Brouwer's varied research interests include several branches of discrete mathematics, particularly graph theory, finite geometry and coding theory.
He has published dozens of papers in graph theory and other areas of combinatorics, many of them in collaboration with other researchers. His co-authors include at least 9 of the co-authors of Paul Erdős, giving him an Erdős number of 2.[3]
In December 1984, while at the Centrum Wiskunde & Informatica (CWI), he made the first public release of Hack on Usenet. Hack was an implementation of Rogue originally written in 1982 by Jay Fenlason and a few others, but Brouwer heavily modified and expanded it. He distributed a total of four versions of Hack between December 1984 and July 1985.
The source code was released as free software, and it was widely copied, played, and ported to multiple computer platforms. When Mike Stephenson brought together a large development team via Usenet to produce an enhanced version in 1987 incorporating changes from many of the Hack derivatives, they respected Brouwer's wishes by renaming their game NetHack, as Brouwer might "...eventually release a new version of his own."[4]
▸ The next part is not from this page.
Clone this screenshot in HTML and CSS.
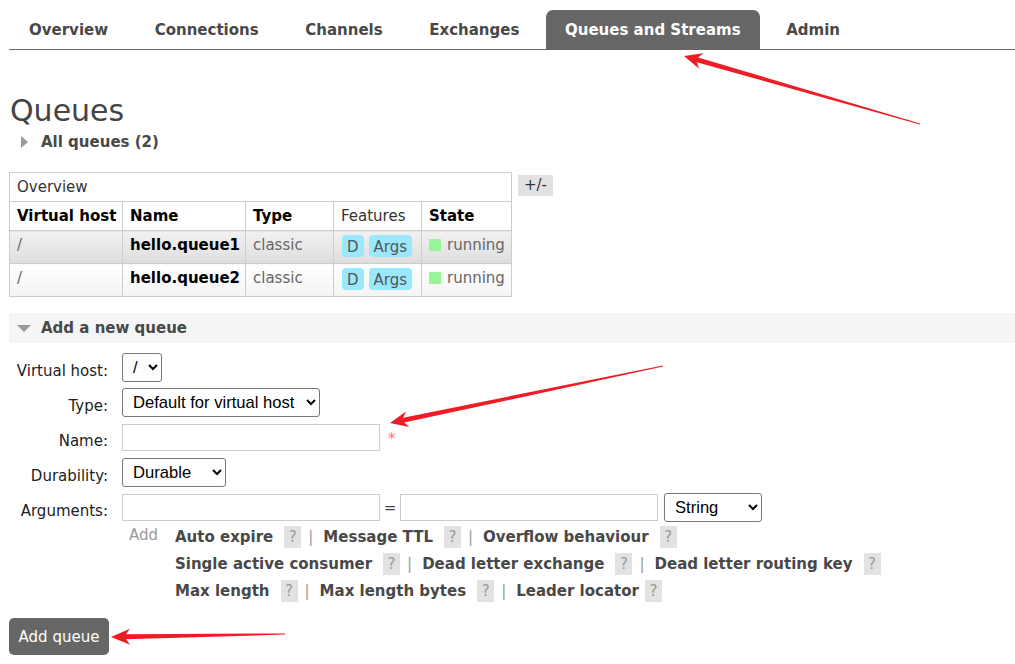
FILE: index.html
```html
<!DOCTYPE html>
<html>
<head>
<meta charset="utf-8">
<title>Queues</title>
<link rel="stylesheet" href="styles.css">
</head>
<body>
<div class="page">
  <ul class="nav">
    <li class="tab">Overview</li>
    <li class="tab">Connections</li>
    <li class="tab">Channels</li>
    <li class="tab">Exchanges</li>
    <li class="tab active">Queues and Streams</li>
    <li class="tab">Admin</li>
  </ul>

  <h1 class="title">Queues</h1>
  <div class="toggle"><span class="tri-right"></span>All queues (2)</div>

  <div class="list-wrap">
    <table class="list">
      <colgroup>
        <col class="c1"><col class="c2"><col class="c3"><col class="c4"><col class="c5">
      </colgroup>
      <thead>
        <tr class="group-row"><th colspan="5" class="group">Overview</th></tr>
        <tr class="head-row"><th>Virtual host</th><th>Name</th><th>Type</th><th class="plain">Features</th><th>State</th></tr>
      </thead>
      <tbody>
        <tr class="alt1">
          <td class="muted">/</td>
          <td class="strong">hello.queue1</td>
          <td class="muted">classic</td>
          <td class="feat"><span class="badge">D</span><span class="badge">Args</span></td>
          <td class="muted"><span class="dot"></span>running</td>
        </tr>
        <tr class="alt2">
          <td class="muted">/</td>
          <td class="strong">hello.queue2</td>
          <td class="muted">classic</td>
          <td class="feat"><span class="badge">D</span><span class="badge">Args</span></td>
          <td class="muted"><span class="dot"></span>running</td>
        </tr>
      </tbody>
    </table>
    <span class="pm">+/-</span>
  </div>

  <div class="section-head"><span class="tri-down"></span>Add a new queue</div>

  <form class="qform">
    <label class="lbl">Virtual host:</label>
    <div class="ctl"><select class="sel sel-vhost"><option>/</option></select></div>

    <label class="lbl">Type:</label>
    <div class="ctl"><select class="sel sel-type"><option>Default for virtual host</option></select></div>

    <label class="lbl">Name:</label>
    <div class="ctl"><input class="txt" type="text"><span class="mand">*</span></div>

    <label class="lbl">Durability:</label>
    <div class="ctl"><select class="sel sel-dur"><option>Durable</option></select></div>

    <label class="lbl">Arguments:</label>
    <div class="ctl"><input class="txt" type="text"><span class="eq">=</span><input class="txt" type="text"><select class="sel sel-str"><option>String</option></select></div>
  </form>

  <div class="args-help">
    <span class="add">Add</span>
    <div class="help-lines">
      <div class="help-line">
        <span class="arg">Auto expire</span><span class="q">?</span><span class="sep">|</span>
        <span class="arg">Message TTL</span><span class="q">?</span><span class="sep">|</span>
        <span class="arg">Overflow behaviour</span><span class="q">?</span>
      </div>
      <div class="help-line">
        <span class="arg">Single active consumer</span><span class="q">?</span><span class="sep">|</span>
        <span class="arg">Dead letter exchange</span><span class="q">?</span><span class="sep">|</span>
        <span class="arg">Dead letter routing key</span><span class="q">?</span>
      </div>
      <div class="help-line">
        <span class="arg">Max length</span><span class="q">?</span><span class="sep">|</span>
        <span class="arg">Max length bytes</span><span class="q">?</span><span class="sep">|</span>
        <span class="arg tight">Leader locator</span><span class="q">?</span>
      </div>
    </div>
  </div>

  <button class="submit" type="button">Add queue</button>
</div>

<svg class="annot" width="1015" height="664" viewBox="0 0 1015 664" aria-hidden="true">
  <polygon points="684,56 703.5,53.3 698.1,57.5 920.1,123.5 919.9,124.5 696.8,62.3 699.1,68.7"/>
  <polygon points="390,423 405.9,411.5 403.2,417.7 662.9,365.4 663.1,366.6 404.2,422.6 409.3,427.1"/>
  <polygon points="111,637 129.9,628.7 126,634.3 285,633.4 285,634.6 126,639.3 130.1,644.7"/>
</svg>
</body>
</html>
```

FILE: styles.css
```css
html, body {
  margin: 0;
  padding: 0;
  background: #fff;
}

body {
  font-family: "DejaVu Sans", Verdana, sans-serif;
  font-size: 15px;
  color: #484848;
  position: relative;
}

.page {
  padding-left: 9px;
}

/* nav */
.nav {
  list-style: none;
  margin: 10px 0 0 0;
  padding: 0;
  display: flex;
  gap: 6.6px;
  border-bottom: 1px solid #666;
}

.tab {
  padding: 2px 20px 0;
  height: 37px;
  line-height: 37px;
  font-weight: bold;
  color: #484848;
  border-radius: 7px 7px 0 0;
}

.tab.active {
  background: #666;
  color: #fff;
  padding: 2px 19px 0;
}

/* title */
.title {
  margin: 43px 0 0 1px;
  font-size: 30px;
  font-weight: normal;
  line-height: 36px;
  color: #444;
}

.toggle {
  display: flex;
  align-items: center;
  margin: 2px 0 0 12px;
  height: 22px;
  font-weight: bold;
  color: #484848;
}

.tri-right {
  width: 0;
  height: 0;
  border-top: 6px solid transparent;
  border-bottom: 6px solid transparent;
  border-left: 7px solid #999;
  margin-right: 13px;
}

/* list */
.list-wrap {
  display: flex;
  align-items: flex-start;
  gap: 6px;
  margin-top: 19px;
}

.list {
  border-collapse: collapse;
  table-layout: fixed;
  width: 503px;
  border: 1px solid #ccc;
}

.c1 { width: 113px; }
.c2 { width: 123px; }
.c3 { width: 88px; }
.c4 { width: 88px; }
.c5 { width: 90px; }

.list th, .list td {
  border: 1px solid #ccc;
  text-align: left;
  padding: 0 7px;
  white-space: nowrap;
}

.group-row th {
  height: 28px;
  font-weight: normal;
  color: #333;
}

.head-row th {
  height: 28px;
  color: #000;
  font-weight: bold;
}

.head-row th.plain {
  font-weight: normal;
  color: #333;
}

.list td {
  height: 33px;
  vertical-align: top;
  padding-top: 3px;
  line-height: 22px;
  box-sizing: border-box;
}

.alt1 td {
  background: linear-gradient(#f1f1f1, #dedede);
}

.alt2 td {
  background: linear-gradient(#ffffff, #f3f3f3);
}

.muted { color: #666; }
.strong { color: #000; font-weight: bold; }

.list td.feat {
  padding-top: 4px;
  padding-left: 8px;
}

.badge {
  display: inline-block;
  height: 22px;
  line-height: 24px;
  padding: 0 5px;
  margin-right: 5px;
  background: #99e8fc;
  border-radius: 4px;
  color: #555;
}

.dot {
  display: inline-block;
  width: 12px;
  height: 12px;
  background: #98f498;
  margin-right: 6px;
  vertical-align: -1px;
}

.pm {
  margin-top: 3px;
  background: #e2e2e2;
  color: #333;
  height: 21px;
  line-height: 21px;
  padding: 0 6px;
}

/* add section */
.section-head {
  display: flex;
  align-items: center;
  margin-top: 16px;
  height: 30px;
  background: #f5f5f5;
  font-weight: bold;
  color: #484848;
  padding-left: 8px;
}

.tri-down {
  width: 0;
  height: 0;
  border-left: 7px solid transparent;
  border-right: 7px solid transparent;
  border-top: 7px solid #999;
  margin-right: 10px;
}

.qform {
  display: grid;
  grid-template-columns: 99px auto;
  column-gap: 14px;
  row-gap: 6px;
  grid-auto-rows: 29px;
  margin-top: 10px;
  margin-left: 0;
}

.lbl {
  text-align: right;
  line-height: 18px;
  padding-top: 9px;
  color: #222;
}

.ctl {
  display: flex;
  align-items: center;
}

.sel {
  height: 29px;
  font-family: "Liberation Sans", Arial, sans-serif;
  font-size: 16.6px;
  color: #000;
  border: 1px solid #767676;
  border-radius: 3px;
  background: #fff;
  padding: 0 2px 0 6px;
  margin: 0;
  box-sizing: border-box;
}

.sel-vhost { width: 40px; }
.sel-type { width: 198px; }
.sel-dur { width: 104px; }
.sel-str { width: 98px; margin-left: 6px; }

.txt {
  width: 258px;
  height: 27px;
  box-sizing: border-box;
  border: 1px solid #ccc;
  margin: 0;
  padding: 0 4px;
  background: #fff;
}

.mand {
  color: #f77;
  margin-left: 8px;
  margin-top: 2px;
}

.eq {
  width: 20px;
  text-align: center;
  color: #444;
}

/* argument help */
.args-help {
  display: flex;
  margin-top: 4px;
  margin-left: 120px;
}

.add {
  color: #999;
  width: 46px;
  line-height: 18px;
}

.help-lines {
  display: flex;
  flex-direction: column;
  gap: 5px;
}

.help-line {
  display: flex;
  align-items: center;
  height: 22px;
}

.arg {
  font-weight: bold;
  color: #484848;
  margin-right: 11px;
}

.arg.tight {
  margin-right: 6px;
}

.q {
  display: inline-block;
  width: 17px;
  height: 22px;
  line-height: 22px;
  text-align: center;
  background: #e2e2e2;
  color: #999;
}

.sep {
  color: #999;
  margin: 0 10px 0 7px;
}

.submit {
  display: block;
  margin-top: 16px;
  width: 100px;
  height: 37px;
  background: #666;
  color: #fff;
  border: none;
  border-radius: 5px;
  font-family: "DejaVu Sans", Verdana, sans-serif;
  font-size: 15px;
  padding: 0;
}

/* annotations */
.annot {
  position: absolute;
  left: 0;
  top: 0;
  pointer-events: none;
}

.annot polygon {
  fill: #ee1c25;
}
```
Brouwer has also been involved with the development of Unix-like computer operating systems based on the Linux kernel. He was previously the maintainer of the man pager program man
[5] and the maintainer of the Linux man-pages project (from 1995 to 2004),[6] and he is a kernel maintainer in the areas of disk geometry and partition handling.[7]
Brouwer also serves as specialist in security aspects of Unix and Linux for EiPSI (Eindhoven Institute for the Protection of Systems and Information), TU/e's information security research institute.[8]